GIVEN DATA ->

• • • • •

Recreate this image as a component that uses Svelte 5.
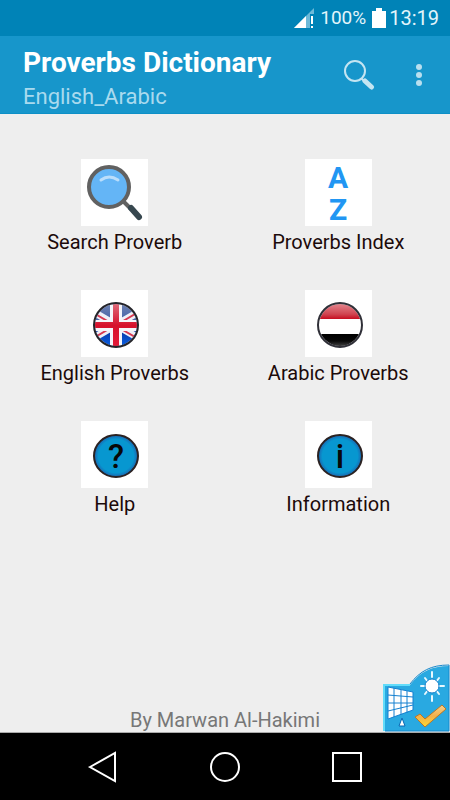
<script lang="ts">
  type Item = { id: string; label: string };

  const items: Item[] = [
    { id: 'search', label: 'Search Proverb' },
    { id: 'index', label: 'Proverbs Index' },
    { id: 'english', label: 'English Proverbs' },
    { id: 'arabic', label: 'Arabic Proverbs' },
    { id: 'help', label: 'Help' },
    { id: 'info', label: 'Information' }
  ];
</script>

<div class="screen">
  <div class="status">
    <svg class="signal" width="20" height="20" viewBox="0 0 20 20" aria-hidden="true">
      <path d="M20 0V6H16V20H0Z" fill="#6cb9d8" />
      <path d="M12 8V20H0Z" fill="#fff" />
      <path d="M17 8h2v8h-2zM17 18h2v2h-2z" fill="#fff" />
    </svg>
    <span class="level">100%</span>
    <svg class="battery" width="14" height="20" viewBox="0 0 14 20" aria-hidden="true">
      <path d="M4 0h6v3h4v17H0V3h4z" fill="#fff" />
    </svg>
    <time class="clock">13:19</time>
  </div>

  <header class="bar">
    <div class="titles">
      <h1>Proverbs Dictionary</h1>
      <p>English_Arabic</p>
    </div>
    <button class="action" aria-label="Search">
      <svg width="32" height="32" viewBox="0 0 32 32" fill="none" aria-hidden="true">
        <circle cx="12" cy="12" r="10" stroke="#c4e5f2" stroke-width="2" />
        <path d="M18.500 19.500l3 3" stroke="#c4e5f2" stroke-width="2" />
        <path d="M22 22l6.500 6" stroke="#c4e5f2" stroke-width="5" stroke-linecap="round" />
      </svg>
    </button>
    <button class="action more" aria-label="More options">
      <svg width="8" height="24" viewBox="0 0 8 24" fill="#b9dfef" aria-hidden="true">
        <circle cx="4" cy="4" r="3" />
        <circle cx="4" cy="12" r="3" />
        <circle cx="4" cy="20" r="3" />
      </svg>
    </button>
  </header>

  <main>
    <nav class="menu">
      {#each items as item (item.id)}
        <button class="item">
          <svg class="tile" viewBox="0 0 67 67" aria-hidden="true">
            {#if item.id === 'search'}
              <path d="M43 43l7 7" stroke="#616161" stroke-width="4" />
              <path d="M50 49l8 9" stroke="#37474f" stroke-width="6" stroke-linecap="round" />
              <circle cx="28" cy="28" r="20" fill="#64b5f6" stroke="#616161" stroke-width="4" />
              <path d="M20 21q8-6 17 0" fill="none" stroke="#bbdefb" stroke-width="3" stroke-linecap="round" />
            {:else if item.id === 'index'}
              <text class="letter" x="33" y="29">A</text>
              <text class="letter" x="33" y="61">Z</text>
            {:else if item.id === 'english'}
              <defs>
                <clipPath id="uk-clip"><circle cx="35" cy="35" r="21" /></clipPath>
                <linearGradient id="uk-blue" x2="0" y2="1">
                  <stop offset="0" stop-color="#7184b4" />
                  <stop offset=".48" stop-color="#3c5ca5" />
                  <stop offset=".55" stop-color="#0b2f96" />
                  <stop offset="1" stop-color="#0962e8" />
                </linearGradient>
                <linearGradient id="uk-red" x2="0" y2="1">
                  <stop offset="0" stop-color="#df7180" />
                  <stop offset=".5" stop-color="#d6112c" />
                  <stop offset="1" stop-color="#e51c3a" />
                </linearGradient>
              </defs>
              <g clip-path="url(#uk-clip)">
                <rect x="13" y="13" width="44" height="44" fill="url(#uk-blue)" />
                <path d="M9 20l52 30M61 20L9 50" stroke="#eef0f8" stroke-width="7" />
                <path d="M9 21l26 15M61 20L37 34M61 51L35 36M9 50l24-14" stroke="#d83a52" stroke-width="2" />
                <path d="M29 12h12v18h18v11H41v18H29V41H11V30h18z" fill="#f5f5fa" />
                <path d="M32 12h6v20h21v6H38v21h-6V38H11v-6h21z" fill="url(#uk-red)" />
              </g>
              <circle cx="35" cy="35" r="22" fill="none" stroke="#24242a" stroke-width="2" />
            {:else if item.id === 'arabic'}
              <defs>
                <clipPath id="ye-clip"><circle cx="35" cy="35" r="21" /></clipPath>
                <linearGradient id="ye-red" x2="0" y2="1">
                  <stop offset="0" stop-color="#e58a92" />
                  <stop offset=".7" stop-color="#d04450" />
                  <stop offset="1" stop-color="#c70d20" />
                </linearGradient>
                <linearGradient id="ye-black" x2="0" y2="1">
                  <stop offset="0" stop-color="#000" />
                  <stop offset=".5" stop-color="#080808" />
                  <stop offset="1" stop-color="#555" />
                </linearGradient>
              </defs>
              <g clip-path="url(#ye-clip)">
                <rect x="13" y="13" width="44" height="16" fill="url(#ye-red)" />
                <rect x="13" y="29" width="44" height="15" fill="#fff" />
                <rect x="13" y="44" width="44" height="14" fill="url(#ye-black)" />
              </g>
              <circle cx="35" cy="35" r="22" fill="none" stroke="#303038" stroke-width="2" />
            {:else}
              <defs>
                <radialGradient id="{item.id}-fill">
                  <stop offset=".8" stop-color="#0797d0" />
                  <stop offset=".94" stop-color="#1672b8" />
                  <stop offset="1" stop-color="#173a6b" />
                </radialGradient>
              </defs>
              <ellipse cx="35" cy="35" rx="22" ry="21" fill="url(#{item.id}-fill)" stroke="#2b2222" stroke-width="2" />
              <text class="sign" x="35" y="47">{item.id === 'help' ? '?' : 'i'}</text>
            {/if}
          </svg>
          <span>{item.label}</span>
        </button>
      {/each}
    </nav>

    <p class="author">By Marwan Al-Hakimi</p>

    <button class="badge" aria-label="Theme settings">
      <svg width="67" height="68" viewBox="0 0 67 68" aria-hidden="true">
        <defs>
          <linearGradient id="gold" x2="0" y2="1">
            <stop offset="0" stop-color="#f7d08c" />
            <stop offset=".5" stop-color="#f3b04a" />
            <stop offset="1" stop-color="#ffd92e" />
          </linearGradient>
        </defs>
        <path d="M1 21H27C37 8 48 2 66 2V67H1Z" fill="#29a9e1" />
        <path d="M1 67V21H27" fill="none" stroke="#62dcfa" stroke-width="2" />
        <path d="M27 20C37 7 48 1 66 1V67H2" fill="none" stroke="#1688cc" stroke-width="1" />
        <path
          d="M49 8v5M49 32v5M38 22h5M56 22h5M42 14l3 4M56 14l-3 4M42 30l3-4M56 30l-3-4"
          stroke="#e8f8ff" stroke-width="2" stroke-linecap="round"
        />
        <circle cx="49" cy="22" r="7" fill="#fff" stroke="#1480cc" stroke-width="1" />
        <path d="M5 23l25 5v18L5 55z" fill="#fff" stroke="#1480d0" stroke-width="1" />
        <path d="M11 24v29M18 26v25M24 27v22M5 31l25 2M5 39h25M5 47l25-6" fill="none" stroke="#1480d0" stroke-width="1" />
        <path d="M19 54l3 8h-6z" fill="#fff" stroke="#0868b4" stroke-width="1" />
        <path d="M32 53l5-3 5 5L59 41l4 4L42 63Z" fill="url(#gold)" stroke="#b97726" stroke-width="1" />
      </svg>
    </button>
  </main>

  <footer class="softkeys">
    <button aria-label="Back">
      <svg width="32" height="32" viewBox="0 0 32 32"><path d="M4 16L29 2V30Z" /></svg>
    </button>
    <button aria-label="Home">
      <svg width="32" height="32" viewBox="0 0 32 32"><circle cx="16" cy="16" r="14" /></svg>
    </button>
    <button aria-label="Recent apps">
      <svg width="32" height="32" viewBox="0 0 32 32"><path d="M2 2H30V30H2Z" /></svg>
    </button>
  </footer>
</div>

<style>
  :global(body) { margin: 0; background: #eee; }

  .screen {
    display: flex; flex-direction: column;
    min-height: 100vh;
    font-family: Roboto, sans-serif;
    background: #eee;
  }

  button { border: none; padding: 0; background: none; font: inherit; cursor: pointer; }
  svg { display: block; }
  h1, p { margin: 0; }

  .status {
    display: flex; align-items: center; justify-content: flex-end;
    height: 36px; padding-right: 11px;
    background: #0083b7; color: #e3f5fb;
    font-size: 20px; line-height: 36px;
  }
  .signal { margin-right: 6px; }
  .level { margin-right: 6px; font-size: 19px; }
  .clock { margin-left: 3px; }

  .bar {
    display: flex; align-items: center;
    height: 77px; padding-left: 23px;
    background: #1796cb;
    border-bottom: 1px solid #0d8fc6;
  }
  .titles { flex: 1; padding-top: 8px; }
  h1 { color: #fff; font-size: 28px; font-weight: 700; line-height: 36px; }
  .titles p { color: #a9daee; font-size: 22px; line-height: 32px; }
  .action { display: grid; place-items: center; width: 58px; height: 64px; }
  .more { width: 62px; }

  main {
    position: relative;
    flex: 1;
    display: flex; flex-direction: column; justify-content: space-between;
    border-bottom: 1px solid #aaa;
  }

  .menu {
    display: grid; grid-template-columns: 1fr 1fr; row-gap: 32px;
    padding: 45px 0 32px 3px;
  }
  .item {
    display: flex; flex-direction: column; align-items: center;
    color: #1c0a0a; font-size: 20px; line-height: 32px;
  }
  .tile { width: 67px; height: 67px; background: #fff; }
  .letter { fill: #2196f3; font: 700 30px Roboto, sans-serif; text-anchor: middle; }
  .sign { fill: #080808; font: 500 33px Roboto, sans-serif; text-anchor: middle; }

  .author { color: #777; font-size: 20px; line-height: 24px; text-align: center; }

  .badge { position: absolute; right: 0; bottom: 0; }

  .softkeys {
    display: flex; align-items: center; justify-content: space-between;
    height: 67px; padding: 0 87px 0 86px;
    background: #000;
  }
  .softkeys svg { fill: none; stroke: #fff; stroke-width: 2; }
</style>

• • • • •

THE REQUEST -> Reproduce exactly the run of lines that opens the listing and closes with the line holding "string; label: string". Pictures are excluded.

TASK RESULT ->
Recreate this image as a component that uses Svelte 5.
<script lang="ts">
  type Item = { id: string; label: string };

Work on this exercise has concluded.